A propósito. Lembram-se que, em
2009, durante o lançamento da “Nova Tietê”, José Serra disse: “é uma obra que
está tendo todo o cuidado ecológico, o que não é tradição em São Paulo, pois as
obras e a devastação andavam de mãos dadas, mas isso acabou nos tempos atuais”?
Na ocasião, a propaganda do governo
estadual indicava que as pistas seriam cercadas por frondosas árvores e
arbustos. E a secretária de Saneamento e Energia, Dilma Pena (atualmente
preside a SABESP), ressaltou a importância de recuperar o espaço das margens do
Tietê com uma via parque, uma ciclovia e o plantio de 65 mil mudas.
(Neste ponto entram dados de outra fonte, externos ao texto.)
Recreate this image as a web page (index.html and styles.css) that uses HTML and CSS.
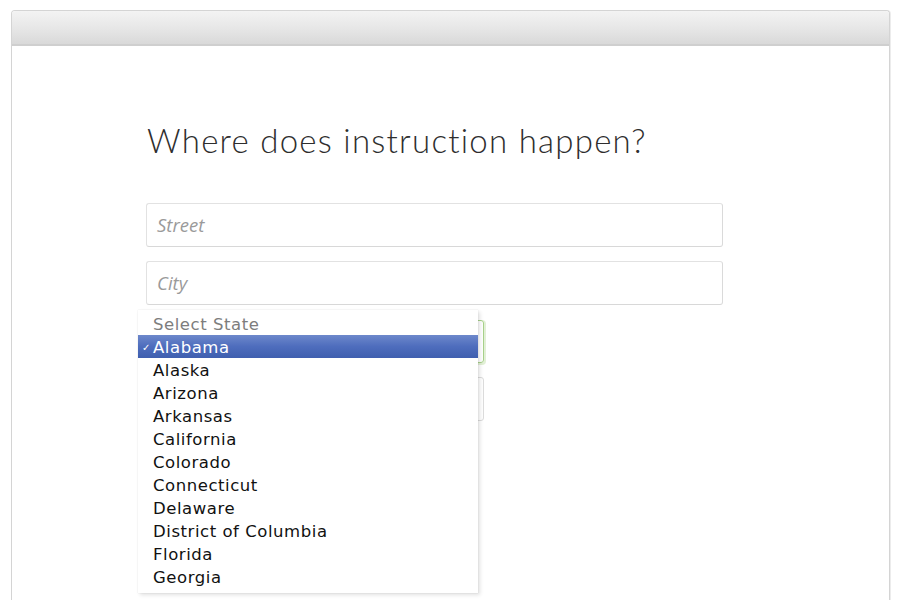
FILE: index.html
```html
<!DOCTYPE html>
<html>
<head>
<meta charset="utf-8">
<link rel="stylesheet" href="styles.css">
</head>
<body>
<div class="card">
  <div class="card-header"></div>
  <div class="content">
    <h1 class="title">Where does instruction happen?</h1>
    <div class="form">
      <div class="field">Street</div>
      <div class="field">City</div>
      <div class="select-wrap">
        <div class="select focused"></div>
        <ul class="menu">
          <li class="opt placeholder">Select State</li>
          <li class="opt selected"><span class="check">✓</span>Alabama</li>
          <li class="opt">Alaska</li>
          <li class="opt">Arizona</li>
          <li class="opt">Arkansas</li>
          <li class="opt">California</li>
          <li class="opt">Colorado</li>
          <li class="opt">Connecticut</li>
          <li class="opt">Delaware</li>
          <li class="opt">District of Columbia</li>
          <li class="opt">Florida</li>
          <li class="opt">Georgia</li>
        </ul>
      </div>
      <div class="select"></div>
    </div>
  </div>
</div>
</body>
</html>
```
FILE: styles.css
```css
html, body {
  margin: 0;
  padding: 0;
  background: #ffffff;
  overflow: hidden;
}
.card {
  margin: 10px 10px 0 11px;
  height: 600px;
  border: 1px solid #d4d4d4;
  border-bottom: none;
  border-radius: 4px 4px 0 0;
  box-shadow: 1px 0 0 #ececec;
  background: #fff;
}
.card-header {
  height: 33px;
  border-bottom: 2px solid #cfcfcf;
  border-radius: 3px 3px 0 0;
  background: linear-gradient(#f3f3f3, #e6e6e6 55%, #d9d9d9);
}
.content {
  padding: 0 0 0 134px;
}
.title {
  margin: 74px 0 0 1px;
  font-family: "Lato", sans-serif;
  font-weight: 300;
  font-size: 33px;
  line-height: 40px;
  letter-spacing: 1.25px;
  color: #2e2e2e;
}
.form {
  margin-top: 43px;
  width: 577px;
  display: flex;
  flex-direction: column;
  gap: 14px;
}
.field {
  box-sizing: border-box;
  height: 44px;
  border: 1px solid #e2e2e2;
  border-right-color: #dadada;
  border-bottom-color: #d8d8d8;
  border-radius: 3px;
  padding: 0 10px;
  font-family: "Open Sans", sans-serif;
  font-style: italic;
  font-size: 18.5px;
  line-height: 42px;
  color: #9a9a9a;
}
.select-wrap {
  position: relative;
  margin-top: 1px;
}
.select {
  box-sizing: border-box;
  width: 338px;
  height: 44px;
  border: 1px solid #dcdcdc;
  border-radius: 3px;
}
.select.focused {
  height: 43px;
  border-color: #a8d18a;
  box-shadow: 1px 1px 0 1px #e2f0d6;
}
.menu {
  position: absolute;
  left: -8px;
  top: -10px;
  width: 340px;
  margin: 0;
  padding: 2px 0 5px;
  list-style: none;
  background: #fff;
  box-shadow: 0 0 1px rgba(0,0,0,0.15), 2px 2px 4px rgba(0,0,0,0.12);
  font-family: "DejaVu Sans", sans-serif;
  font-size: 16.5px;
  letter-spacing: 0.55px;
  color: #111;
}
.opt {
  position: relative;
  height: 23px;
  line-height: 26px;
  padding-left: 15px;
}
.opt.placeholder {
  color: #7d7d7d;
}
.opt.selected {
  color: #fff;
  background: linear-gradient(#6d88cb, #4e6dbd 50%, #3f5faf);
}
.check {
  position: absolute;
  left: 4px;
  top: 0;
  font-size: 10px;
}
```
Pois bem, dois anos após o término
das obras, a “marginal Tietê” ainda está à espera das 65 mil mudas que deveriam
ter sido plantadas pelo governo paulista como compensação ambiental, em 2010.
Ainda, árvores morreram ou não se desenvolveram no solo árido das margens do
rio. A falta de árvores foi constatada em perícia realizada pelo Sindicato
dos Arquitetos. A entidade move ação civil pública contra a DERSA, que, como
responsável pela obra, é obrigada a repor cerca de 30% dos espécimes.
Será que a “Nova Marginal do Tietê”,
além de mãos dadas com a devastação, também se banhou na cachoeira preta?”